A clean system with modest specs often outperforms a cluttered system with higher-end components.
Performance is a combination of hardware and software behavior.
Match Power to Task Categories
Here’s a simplified way to think about it.
Basic use
Browsing, email, streaming, documents
Needs efficiency and smoothness, not extreme power
Productivity and multitasking
Multiple apps, spreadsheets, light editing
Needs balanced processor and adequate RAM
Creative and technical work
Video editing, design, coding, gaming
Needs higher-tier processor, more RAM, better cooling, sometimes dedicated graphics
Buying beyond your category rarely improves experience.
Longevity Isn’t Just About Specs
A powerful laptop today doesn’t guarantee long-term satisfaction.
Build quality
Keyboard comfort
Trackpad accuracy
Port selection
Software support
These factors affect daily usability more than small spec differences.
A laptop that feels good to use encourages productivity.
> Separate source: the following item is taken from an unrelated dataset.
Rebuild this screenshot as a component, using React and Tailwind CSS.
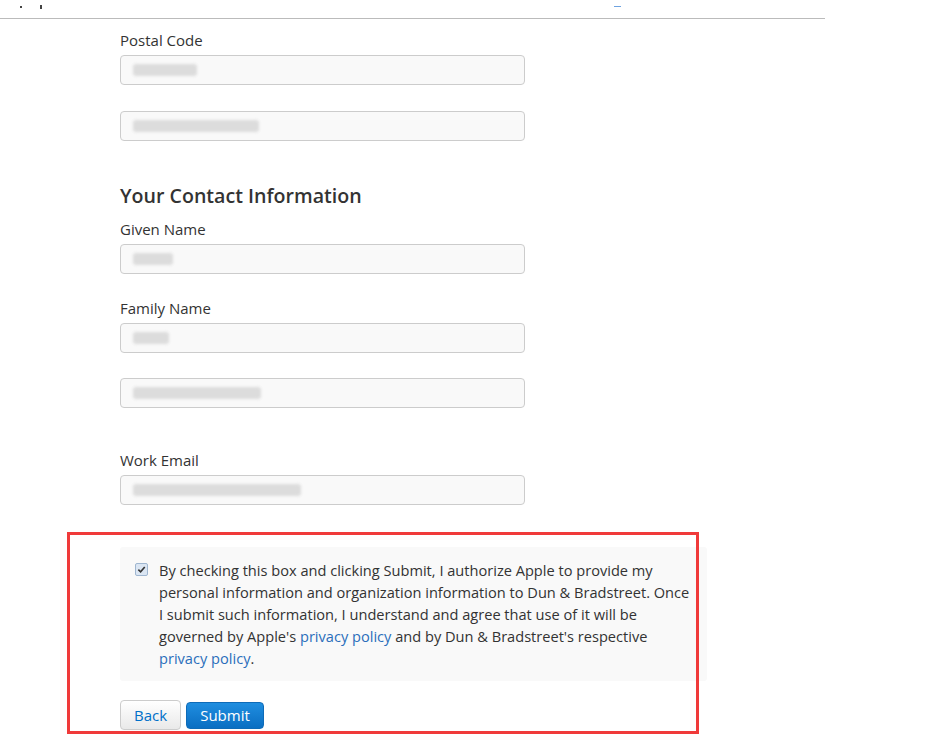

One that feels awkward creates friction regardless of power.
Signs You’re Overbuying
You’re paying for features you can’t explain
Your tasks rarely cause slowdown on your current device
Battery life worsens significantly
Weight and noise increase without benefit
Overbuying doesn’t future-proof. It burdens.
Signs You’re Underbuying
Your laptop freezes during normal multitasking
Apps take long to launch
System slows after a year of updates
Basic tasks feel strained
Underbuying leads to frustration quickly.
The Sweet Spot Is Boring on Paper and Great in Practice
The best laptop for most people doesn’t dominate spec charts. It feels balanced.
It opens apps quickly. It runs quietly. It lasts through the day. It handles everything you actually do without complaint.
That’s real power.
Final Thoughts
Knowing whether a laptop is powerful enough starts with honesty, not ambition.
When you align specs with real usage, you stop paying for imaginary workloads and start enjoying reliable performance.
The goal isn’t the fastest laptop available. It’s the laptop that disappears into your routine and quietly does its job without getting in the way.
That’s when technology stops feeling like a purchase and starts feeling like a tool.